On 6/9/07, Jeff Layton <[email protected]> wrote:
On Sat, 09 Jun 2007 11:30:04 +1000
Herbert Xu <[email protected]> wrote:

> Please cc networking patches to [email protected].
>
> Jeff Layton <[email protected]> wrote:
> >
> > The following patch is a first stab at removing this need. It makes it
> > so that in tcp_recvmsg() we also check kthread_should_stop() at any
> > point where we currently check to see if the task was signalled. If
> > that returns true, then it acts as if it were signalled and returns to
> > the calling function.

I got bit by the same thing when I was implementing a kthread that sleeps
on skb_recv_datagram() (=> wait_for_packet) with noblock = 0 over a netlink
socket. I need to use the same SIGKILL hack before kthread_stop() to ensure
the kthread does wake up *and* unblock from skb_recv_datagram() when the
module is being unloaded. Searched hard, but just couldn't find a prettier
solution (if someone knows, please let me know).

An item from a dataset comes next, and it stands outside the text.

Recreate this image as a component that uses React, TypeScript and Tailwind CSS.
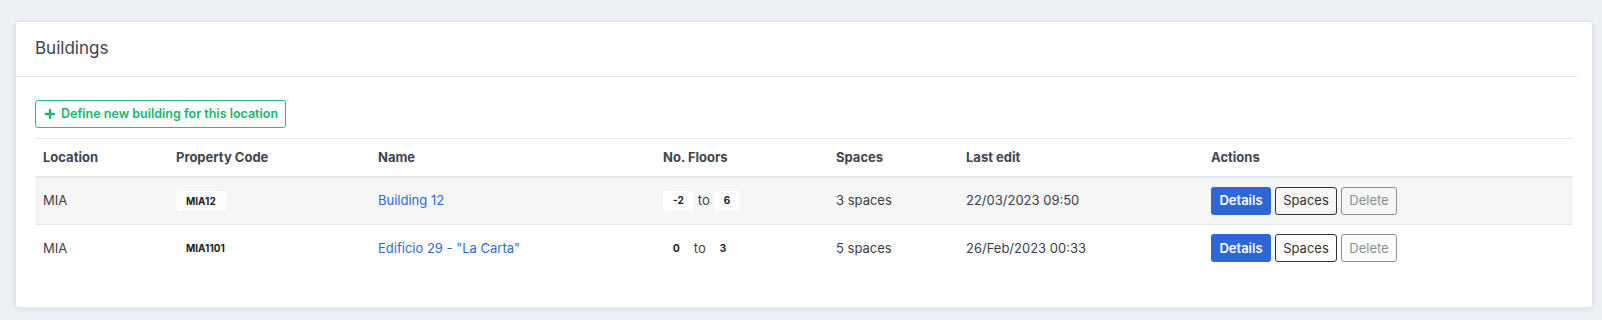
import React from "react";
import { Plus } from "lucide-react";

type Row = {
  location: string;
  code: string;
  name: string;
  from: string;
  to: string;
  spaces: string;
  edit: string;
};

const rows: Row[] = [
  { location: "MIA", code: "MIA12", name: "Building 12", from: "-2", to: "6", spaces: "3 spaces", edit: "22/03/2023 09:50" },
  { location: "MIA", code: "MIA1101", name: 'Edificio 29 - "La Carta"', from: "0", to: "3", spaces: "5 spaces", edit: "26/Feb/2023 00:33" },
];

function Badge({ children }: { children: React.ReactNode }) {
  return (
    <span className="inline-flex h-[20px] items-center rounded-[4px] bg-white px-[10px] text-[10px] font-bold text-[#222]">
      {children}
    </span>
  );
}

export default function App() {
  return (
    <div
      className="min-h-screen bg-[#edf0f4] pt-[21px] pl-[15px] pr-[9px] pb-[12px]"
      style={{ fontFamily: "Inter, 'Noto Sans', sans-serif" }}
    >
      <div className="rounded-[4px] border border-[#e1e6ee] bg-white shadow-[0_1px_5px_rgba(40,50,70,0.10)]">
        <div className="mr-[15px] flex h-[55px] items-center border-b border-[#dde3ef] px-[19px]">
          <h1 className="text-[17px] font-normal text-[#3c4250]">Buildings</h1>
        </div>
        <div className="px-[19px] pt-[23px] pb-[35px]">
          <button className="flex h-[28px] items-center gap-[4px] rounded-[3px] border border-[#22c07a] px-[7px] text-[12.5px] font-semibold text-[#18b56e]">
            <Plus size={14} strokeWidth={4} />
            Define new building for this location
          </button>
          <table className="mt-[10px] w-full table-fixed border-collapse text-[13px] text-[#3b3f45]">
            <colgroup>
              <col className="w-[133px]" />
              <col className="w-[202px]" />
              <col className="w-[285px]" />
              <col className="w-[173px]" />
              <col className="w-[130px]" />
              <col className="w-[245px]" />
              <col />
            </colgroup>
            <thead>
              <tr className="h-[38px] border-t border-b-2 border-t-[#e6e9ee] border-b-[#e4e8ee] text-left font-bold text-[#3f4651]">
                <th className="px-[8px] font-bold">Location</th>
                <th className="px-[8px] font-bold">Property Code</th>
                <th className="px-[8px] font-bold">Name</th>
                <th className="px-[8px] font-bold">No. Floors</th>
                <th className="px-[8px] font-bold">Spaces</th>
                <th className="px-[8px] font-bold">Last edit</th>
                <th className="px-[8px] font-bold">Actions</th>
              </tr>
            </thead>
            <tbody>
              {rows.map((r, i) => (
                <tr
                  key={r.code}
                  className={
                    i === 0
                      ? "h-[48px] border-b border-[#e6e6e6] bg-[#f6f6f6]"
                      : "h-[47px] bg-white"
                  }
                >
                  <td className="px-[8px]">{r.location}</td>
                  <td className="px-[8px]">
                    <Badge>{r.code}</Badge>
                  </td>
                  <td className="px-[8px]">
                    <a className="text-[#2f68d8]">{r.name}</a>
                  </td>
                  <td className="px-[8px]">
                    <div className="flex items-center gap-[4px]">
                      <Badge>{r.from}</Badge>
                      <span>to</span>
                      <Badge>{r.to}</Badge>
                    </div>
                  </td>
                  <td className="px-[8px]">{r.spaces}</td>
                  <td className="px-[8px]">{r.edit}</td>
                  <td className="px-[8px]">
                    <div className="flex items-center gap-[4px]">
                      <button className="h-[28px] w-[60px] rounded-[3px] bg-[#2d66d6] text-[13px] font-semibold text-white">
                        Details
                      </button>
                      <button className="h-[28px] w-[62px] rounded-[3px] border border-[#333] text-[13px] font-normal text-[#333]">
                        Spaces
                      </button>
                      <button className="h-[28px] w-[56px] rounded-[3px] border border-[#8d8d8d] text-[13px] font-normal text-[#8d8d8d]">
                        Delete
                      </button>
                    </div>
                  </td>
                </tr>
              ))}
            </tbody>
          </table>
        </div>
      </div>
    </div>
  );
}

> This just doesn't seem to fit.  Why should networking care about kthreads?

I agree.

> Perhaps you can get kthread_stop to send a signal instead?

Yes, why not embed a send_sig(SIGKILL) just before the wake_up_process()
in kthread_stop() itself?

Looking at some happily out-of-date comments in the kthread code, I can
guess that at some point of time (perhaps very early drafts) Rusty actually
*did* implement the whole kthread_stop() functionality using signals, but
I suspect it might've been discarded and the kthread_stop_info approach
used instead to protect from spurious signals from userspace. (?)

So could we have signals in _addition_ to kthread_stop_info and change
kthread_should_stop() to check for both:

kthread_stop_info.k == current && signal_pending(current)

If !kthread_should_stop() && signal_pending(current) => spurious signal,
so just flush and discard (in the kthread).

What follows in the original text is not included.